# start of DATA BLOCK

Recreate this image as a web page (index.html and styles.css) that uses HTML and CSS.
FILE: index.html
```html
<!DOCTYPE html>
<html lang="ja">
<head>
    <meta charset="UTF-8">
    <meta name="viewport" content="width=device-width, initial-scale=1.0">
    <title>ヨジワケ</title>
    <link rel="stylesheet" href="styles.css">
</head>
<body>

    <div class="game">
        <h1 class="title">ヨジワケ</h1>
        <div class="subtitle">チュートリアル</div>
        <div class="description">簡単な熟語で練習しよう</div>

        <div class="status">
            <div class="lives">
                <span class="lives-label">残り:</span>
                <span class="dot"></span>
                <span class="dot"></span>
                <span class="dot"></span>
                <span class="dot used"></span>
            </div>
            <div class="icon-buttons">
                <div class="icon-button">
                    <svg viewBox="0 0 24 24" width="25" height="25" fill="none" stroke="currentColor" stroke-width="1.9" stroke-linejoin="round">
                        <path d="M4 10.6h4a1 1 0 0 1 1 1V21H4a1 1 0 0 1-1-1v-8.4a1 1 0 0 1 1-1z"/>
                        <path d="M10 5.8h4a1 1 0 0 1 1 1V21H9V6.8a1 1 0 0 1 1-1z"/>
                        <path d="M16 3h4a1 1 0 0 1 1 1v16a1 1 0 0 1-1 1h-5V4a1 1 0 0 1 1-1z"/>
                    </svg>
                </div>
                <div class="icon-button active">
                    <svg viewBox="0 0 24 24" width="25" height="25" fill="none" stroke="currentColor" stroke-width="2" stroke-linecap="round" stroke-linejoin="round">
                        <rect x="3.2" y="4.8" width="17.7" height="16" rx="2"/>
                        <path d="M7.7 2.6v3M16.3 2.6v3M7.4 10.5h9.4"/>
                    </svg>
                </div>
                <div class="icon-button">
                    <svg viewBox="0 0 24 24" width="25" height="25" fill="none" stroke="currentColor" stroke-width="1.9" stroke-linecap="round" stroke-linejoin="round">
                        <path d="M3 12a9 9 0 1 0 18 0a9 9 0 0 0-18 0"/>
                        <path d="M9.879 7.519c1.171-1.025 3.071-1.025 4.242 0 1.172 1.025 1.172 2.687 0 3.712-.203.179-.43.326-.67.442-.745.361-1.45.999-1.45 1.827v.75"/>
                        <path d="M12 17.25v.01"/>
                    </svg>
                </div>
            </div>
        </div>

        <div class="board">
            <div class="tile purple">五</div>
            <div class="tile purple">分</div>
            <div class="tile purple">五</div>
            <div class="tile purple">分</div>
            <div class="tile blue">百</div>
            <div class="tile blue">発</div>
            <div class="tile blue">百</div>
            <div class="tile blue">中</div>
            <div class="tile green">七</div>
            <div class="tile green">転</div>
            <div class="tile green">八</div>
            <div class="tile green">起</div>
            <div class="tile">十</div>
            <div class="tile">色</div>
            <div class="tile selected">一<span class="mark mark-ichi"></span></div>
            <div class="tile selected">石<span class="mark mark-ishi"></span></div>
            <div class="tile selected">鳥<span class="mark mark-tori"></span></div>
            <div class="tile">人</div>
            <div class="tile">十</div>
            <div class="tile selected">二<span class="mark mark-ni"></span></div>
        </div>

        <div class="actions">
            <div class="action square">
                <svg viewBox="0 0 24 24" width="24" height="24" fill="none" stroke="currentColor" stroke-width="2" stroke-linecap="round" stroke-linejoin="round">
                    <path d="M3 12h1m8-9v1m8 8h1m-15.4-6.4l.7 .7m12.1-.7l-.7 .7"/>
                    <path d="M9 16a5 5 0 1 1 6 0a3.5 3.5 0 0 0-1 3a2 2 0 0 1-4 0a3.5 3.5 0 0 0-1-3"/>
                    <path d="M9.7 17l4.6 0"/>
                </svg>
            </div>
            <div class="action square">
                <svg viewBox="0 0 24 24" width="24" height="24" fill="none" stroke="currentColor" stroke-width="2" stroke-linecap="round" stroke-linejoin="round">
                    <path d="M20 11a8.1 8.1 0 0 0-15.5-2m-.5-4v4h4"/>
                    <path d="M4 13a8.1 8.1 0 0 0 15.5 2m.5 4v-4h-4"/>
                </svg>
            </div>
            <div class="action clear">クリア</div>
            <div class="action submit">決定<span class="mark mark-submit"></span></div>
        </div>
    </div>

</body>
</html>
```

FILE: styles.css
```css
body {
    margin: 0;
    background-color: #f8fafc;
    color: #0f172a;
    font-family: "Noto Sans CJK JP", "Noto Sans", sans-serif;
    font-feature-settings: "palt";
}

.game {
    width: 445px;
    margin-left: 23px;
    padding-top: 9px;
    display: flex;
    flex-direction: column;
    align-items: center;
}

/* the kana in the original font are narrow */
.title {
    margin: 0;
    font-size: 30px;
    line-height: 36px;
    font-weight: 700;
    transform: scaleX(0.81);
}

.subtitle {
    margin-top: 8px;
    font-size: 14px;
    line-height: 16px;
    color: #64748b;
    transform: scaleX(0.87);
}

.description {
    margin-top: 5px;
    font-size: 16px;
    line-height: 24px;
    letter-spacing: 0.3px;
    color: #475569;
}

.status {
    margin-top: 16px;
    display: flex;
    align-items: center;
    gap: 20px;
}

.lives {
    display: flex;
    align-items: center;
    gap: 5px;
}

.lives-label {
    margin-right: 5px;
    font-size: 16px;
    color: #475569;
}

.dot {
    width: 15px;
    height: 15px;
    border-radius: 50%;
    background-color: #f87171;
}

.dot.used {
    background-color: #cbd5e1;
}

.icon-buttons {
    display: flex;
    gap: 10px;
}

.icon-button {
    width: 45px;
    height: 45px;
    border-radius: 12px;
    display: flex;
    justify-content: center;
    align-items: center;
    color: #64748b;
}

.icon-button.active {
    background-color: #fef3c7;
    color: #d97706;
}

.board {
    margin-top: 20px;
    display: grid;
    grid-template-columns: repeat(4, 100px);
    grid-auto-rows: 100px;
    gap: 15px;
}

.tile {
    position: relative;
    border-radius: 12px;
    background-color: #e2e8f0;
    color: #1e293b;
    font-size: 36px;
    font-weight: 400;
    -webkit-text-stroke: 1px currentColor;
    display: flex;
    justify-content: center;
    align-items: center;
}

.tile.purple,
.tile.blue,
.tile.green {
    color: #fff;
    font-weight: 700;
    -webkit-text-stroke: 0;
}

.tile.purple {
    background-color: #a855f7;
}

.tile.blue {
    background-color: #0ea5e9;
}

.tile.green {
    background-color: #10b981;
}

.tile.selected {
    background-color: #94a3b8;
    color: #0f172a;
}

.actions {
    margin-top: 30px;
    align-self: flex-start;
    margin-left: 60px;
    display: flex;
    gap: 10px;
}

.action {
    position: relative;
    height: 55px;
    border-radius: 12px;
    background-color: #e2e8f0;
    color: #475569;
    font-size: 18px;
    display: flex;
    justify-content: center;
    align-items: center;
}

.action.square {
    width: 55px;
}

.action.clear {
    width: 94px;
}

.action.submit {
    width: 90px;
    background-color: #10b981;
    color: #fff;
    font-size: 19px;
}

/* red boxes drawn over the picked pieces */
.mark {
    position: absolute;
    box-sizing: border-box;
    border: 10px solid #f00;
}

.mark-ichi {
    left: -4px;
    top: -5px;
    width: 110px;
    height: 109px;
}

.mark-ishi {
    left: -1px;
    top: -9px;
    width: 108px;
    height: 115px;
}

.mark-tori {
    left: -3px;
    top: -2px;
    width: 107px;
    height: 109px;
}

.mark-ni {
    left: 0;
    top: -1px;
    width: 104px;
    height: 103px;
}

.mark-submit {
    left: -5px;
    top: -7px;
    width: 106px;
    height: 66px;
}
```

# end of DATA BLOCK

> _SHORT PROBLEM_:
Make an exact copy of the listing, including every line.

> _EXPECTED OUTPUT_:
Recreate this image as a web page (index.html and styles.css) that uses HTML and CSS.
FILE: index.html
```html
<!DOCTYPE html>
<html lang="ja">
<head>
    <meta charset="UTF-8">
    <meta name="viewport" content="width=device-width, initial-scale=1.0">
    <title>ヨジワケ</title>
    <link rel="stylesheet" href="styles.css">
</head>
<body>

    <div class="game">
        <h1 class="title">ヨジワケ</h1>
        <div class="subtitle">チュートリアル</div>
        <div class="description">簡単な熟語で練習しよう</div>

        <div class="status">
            <div class="lives">
                <span class="lives-label">残り:</span>
                <span class="dot"></span>
                <span class="dot"></span>
                <span class="dot"></span>
                <span class="dot used"></span>
            </div>
            <div class="icon-buttons">
                <div class="icon-button">
                    <svg viewBox="0 0 24 24" width="25" height="25" fill="none" stroke="currentColor" stroke-width="1.9" stroke-linejoin="round">
                        <path d="M4 10.6h4a1 1 0 0 1 1 1V21H4a1 1 0 0 1-1-1v-8.4a1 1 0 0 1 1-1z"/>
                        <path d="M10 5.8h4a1 1 0 0 1 1 1V21H9V6.8a1 1 0 0 1 1-1z"/>
                        <path d="M16 3h4a1 1 0 0 1 1 1v16a1 1 0 0 1-1 1h-5V4a1 1 0 0 1 1-1z"/>
                    </svg>
                </div>
                <div class="icon-button active">
                    <svg viewBox="0 0 24 24" width="25" height="25" fill="none" stroke="currentColor" stroke-width="2" stroke-linecap="round" stroke-linejoin="round">
                        <rect x="3.2" y="4.8" width="17.7" height="16" rx="2"/>
                        <path d="M7.7 2.6v3M16.3 2.6v3M7.4 10.5h9.4"/>
                    </svg>
                </div>
                <div class="icon-button">
                    <svg viewBox="0 0 24 24" width="25" height="25" fill="none" stroke="currentColor" stroke-width="1.9" stroke-linecap="round" stroke-linejoin="round">
                        <path d="M3 12a9 9 0 1 0 18 0a9 9 0 0 0-18 0"/>
                        <path d="M9.879 7.519c1.171-1.025 3.071-1.025 4.242 0 1.172 1.025 1.172 2.687 0 3.712-.203.179-.43.326-.67.442-.745.361-1.45.999-1.45 1.827v.75"/>
                        <path d="M12 17.25v.01"/>
                    </svg>
                </div>
            </div>
        </div>

        <div class="board">
            <div class="tile purple">五</div>
            <div class="tile purple">分</div>
            <div class="tile purple">五</div>
            <div class="tile purple">分</div>
            <div class="tile blue">百</div>
            <div class="tile blue">発</div>
            <div class="tile blue">百</div>
            <div class="tile blue">中</div>
            <div class="tile green">七</div>
            <div class="tile green">転</div>
            <div class="tile green">八</div>
            <div class="tile green">起</div>
            <div class="tile">十</div>
            <div class="tile">色</div>
            <div class="tile selected">一<span class="mark mark-ichi"></span></div>
            <div class="tile selected">石<span class="mark mark-ishi"></span></div>
            <div class="tile selected">鳥<span class="mark mark-tori"></span></div>
            <div class="tile">人</div>
            <div class="tile">十</div>
            <div class="tile selected">二<span class="mark mark-ni"></span></div>
        </div>

        <div class="actions">
            <div class="action square">
                <svg viewBox="0 0 24 24" width="24" height="24" fill="none" stroke="currentColor" stroke-width="2" stroke-linecap="round" stroke-linejoin="round">
                    <path d="M3 12h1m8-9v1m8 8h1m-15.4-6.4l.7 .7m12.1-.7l-.7 .7"/>
                    <path d="M9 16a5 5 0 1 1 6 0a3.5 3.5 0 0 0-1 3a2 2 0 0 1-4 0a3.5 3.5 0 0 0-1-3"/>
                    <path d="M9.7 17l4.6 0"/>
                </svg>
            </div>
            <div class="action square">
                <svg viewBox="0 0 24 24" width="24" height="24" fill="none" stroke="currentColor" stroke-width="2" stroke-linecap="round" stroke-linejoin="round">
                    <path d="M20 11a8.1 8.1 0 0 0-15.5-2m-.5-4v4h4"/>
                    <path d="M4 13a8.1 8.1 0 0 0 15.5 2m.5 4v-4h-4"/>
                </svg>
            </div>
            <div class="action clear">クリア</div>
            <div class="action submit">決定<span class="mark mark-submit"></span></div>
        </div>
    </div>

</body>
</html>
```

FILE: styles.css
```css
body {
    margin: 0;
    background-color: #f8fafc;
    color: #0f172a;
    font-family: "Noto Sans CJK JP", "Noto Sans", sans-serif;
    font-feature-settings: "palt";
}

.game {
    width: 445px;
    margin-left: 23px;
    padding-top: 9px;
    display: flex;
    flex-direction: column;
    align-items: center;
}

/* the kana in the original font are narrow */
.title {
    margin: 0;
    font-size: 30px;
    line-height: 36px;
    font-weight: 700;
    transform: scaleX(0.81);
}

.subtitle {
    margin-top: 8px;
    font-size: 14px;
    line-height: 16px;
    color: #64748b;
    transform: scaleX(0.87);
}

.description {
    margin-top: 5px;
    font-size: 16px;
    line-height: 24px;
    letter-spacing: 0.3px;
    color: #475569;
}

.status {
    margin-top: 16px;
    display: flex;
    align-items: center;
    gap: 20px;
}

.lives {
    display: flex;
    align-items: center;
    gap: 5px;
}

.lives-label {
    margin-right: 5px;
    font-size: 16px;
    color: #475569;
}

.dot {
    width: 15px;
    height: 15px;
    border-radius: 50%;
    background-color: #f87171;
}

.dot.used {
    background-color: #cbd5e1;
}

.icon-buttons {
    display: flex;
    gap: 10px;
}

.icon-button {
    width: 45px;
    height: 45px;
    border-radius: 12px;
    display: flex;
    justify-content: center;
    align-items: center;
    color: #64748b;
}

.icon-button.active {
    background-color: #fef3c7;
    color: #d97706;
}

.board {
    margin-top: 20px;
    display: grid;
    grid-template-columns: repeat(4, 100px);
    grid-auto-rows: 100px;
    gap: 15px;
}

.tile {
    position: relative;
    border-radius: 12px;
    background-color: #e2e8f0;
    color: #1e293b;
    font-size: 36px;
    font-weight: 400;
    -webkit-text-stroke: 1px currentColor;
    display: flex;
    justify-content: center;
    align-items: center;
}

.tile.purple,
.tile.blue,
.tile.green {
    color: #fff;
    font-weight: 700;
    -webkit-text-stroke: 0;
}

.tile.purple {
    background-color: #a855f7;
}

.tile.blue {
    background-color: #0ea5e9;
}

.tile.green {
    background-color: #10b981;
}

.tile.selected {
    background-color: #94a3b8;
    color: #0f172a;
}

.actions {
    margin-top: 30px;
    align-self: flex-start;
    margin-left: 60px;
    display: flex;
    gap: 10px;
}

.action {
    position: relative;
    height: 55px;
    border-radius: 12px;
    background-color: #e2e8f0;
    color: #475569;
    font-size: 18px;
    display: flex;
    justify-content: center;
    align-items: center;
}

.action.square {
    width: 55px;
}

.action.clear {
    width: 94px;
}

.action.submit {
    width: 90px;
    background-color: #10b981;
    color: #fff;
    font-size: 19px;
}

/* red boxes drawn over the picked pieces */
.mark {
    position: absolute;
    box-sizing: border-box;
    border: 10px solid #f00;
}

.mark-ichi {
    left: -4px;
    top: -5px;
    width: 110px;
    height: 109px;
}

.mark-ishi {
    left: -1px;
    top: -9px;
    width: 108px;
    height: 115px;
}

.mark-tori {
    left: -3px;
    top: -2px;
    width: 107px;
    height: 109px;
}

.mark-ni {
    left: 0;
    top: -1px;
    width: 104px;
    height: 103px;
}

.mark-submit {
    left: -5px;
    top: -7px;
    width: 106px;
    height: 66px;
}
```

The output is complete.